Copy every line from the data below in which the string "styles" can be found.

begin

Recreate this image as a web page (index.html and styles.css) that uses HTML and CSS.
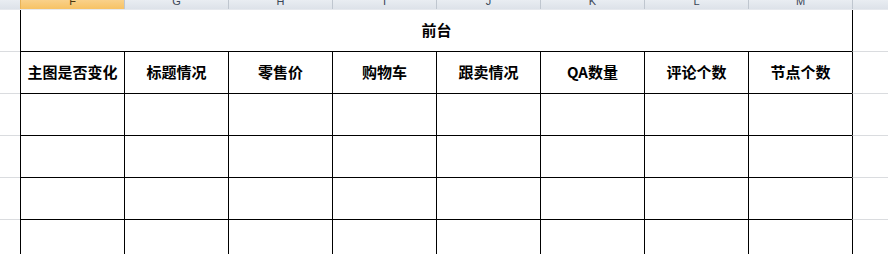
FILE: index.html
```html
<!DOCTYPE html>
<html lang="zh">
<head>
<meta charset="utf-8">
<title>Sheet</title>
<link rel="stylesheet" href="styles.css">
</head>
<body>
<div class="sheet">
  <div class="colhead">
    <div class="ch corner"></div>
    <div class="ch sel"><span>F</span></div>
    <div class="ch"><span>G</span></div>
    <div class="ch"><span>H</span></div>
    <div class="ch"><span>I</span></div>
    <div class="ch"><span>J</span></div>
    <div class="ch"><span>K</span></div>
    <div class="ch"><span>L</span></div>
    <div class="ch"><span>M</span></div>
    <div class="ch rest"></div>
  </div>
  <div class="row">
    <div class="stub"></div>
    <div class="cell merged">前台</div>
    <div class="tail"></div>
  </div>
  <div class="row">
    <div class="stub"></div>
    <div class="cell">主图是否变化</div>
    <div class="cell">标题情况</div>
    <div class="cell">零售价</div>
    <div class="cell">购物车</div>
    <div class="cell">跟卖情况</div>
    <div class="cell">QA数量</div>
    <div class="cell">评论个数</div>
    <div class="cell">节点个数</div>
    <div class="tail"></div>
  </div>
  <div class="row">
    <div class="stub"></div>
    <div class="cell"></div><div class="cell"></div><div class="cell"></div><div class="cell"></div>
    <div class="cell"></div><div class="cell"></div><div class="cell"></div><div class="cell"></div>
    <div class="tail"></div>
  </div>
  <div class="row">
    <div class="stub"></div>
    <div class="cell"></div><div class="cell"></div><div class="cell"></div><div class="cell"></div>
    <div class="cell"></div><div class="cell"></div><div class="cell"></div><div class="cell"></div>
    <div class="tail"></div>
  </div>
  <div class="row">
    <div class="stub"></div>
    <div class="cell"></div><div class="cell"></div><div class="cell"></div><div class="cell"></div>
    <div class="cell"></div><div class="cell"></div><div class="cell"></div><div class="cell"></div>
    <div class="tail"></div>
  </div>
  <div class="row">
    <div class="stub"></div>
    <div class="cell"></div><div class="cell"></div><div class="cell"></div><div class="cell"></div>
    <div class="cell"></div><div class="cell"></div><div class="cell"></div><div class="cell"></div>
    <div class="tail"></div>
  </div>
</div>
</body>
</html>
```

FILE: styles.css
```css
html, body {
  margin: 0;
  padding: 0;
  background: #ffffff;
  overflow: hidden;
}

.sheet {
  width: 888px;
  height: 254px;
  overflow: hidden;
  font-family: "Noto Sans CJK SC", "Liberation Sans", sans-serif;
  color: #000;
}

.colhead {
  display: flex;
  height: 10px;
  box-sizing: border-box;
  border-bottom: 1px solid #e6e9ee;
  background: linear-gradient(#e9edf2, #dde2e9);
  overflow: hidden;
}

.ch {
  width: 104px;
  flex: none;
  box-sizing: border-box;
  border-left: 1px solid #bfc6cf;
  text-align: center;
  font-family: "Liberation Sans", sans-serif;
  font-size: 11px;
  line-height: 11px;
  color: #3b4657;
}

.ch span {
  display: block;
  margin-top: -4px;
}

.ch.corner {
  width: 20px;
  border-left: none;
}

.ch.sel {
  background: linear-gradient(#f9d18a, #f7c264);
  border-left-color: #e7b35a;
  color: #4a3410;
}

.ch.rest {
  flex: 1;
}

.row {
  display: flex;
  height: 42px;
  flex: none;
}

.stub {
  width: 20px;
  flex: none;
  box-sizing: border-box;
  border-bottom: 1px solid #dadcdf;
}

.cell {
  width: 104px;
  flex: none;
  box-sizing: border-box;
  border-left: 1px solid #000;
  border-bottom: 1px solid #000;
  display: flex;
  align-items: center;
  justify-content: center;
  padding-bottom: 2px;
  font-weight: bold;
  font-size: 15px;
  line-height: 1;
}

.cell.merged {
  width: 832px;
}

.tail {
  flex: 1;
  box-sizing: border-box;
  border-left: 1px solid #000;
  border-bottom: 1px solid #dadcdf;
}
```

end

OUTPUT BELOW |
Recreate this image as a web page (index.html and styles.css) that uses HTML and CSS.
<link rel="stylesheet" href="styles.css">
FILE: styles.css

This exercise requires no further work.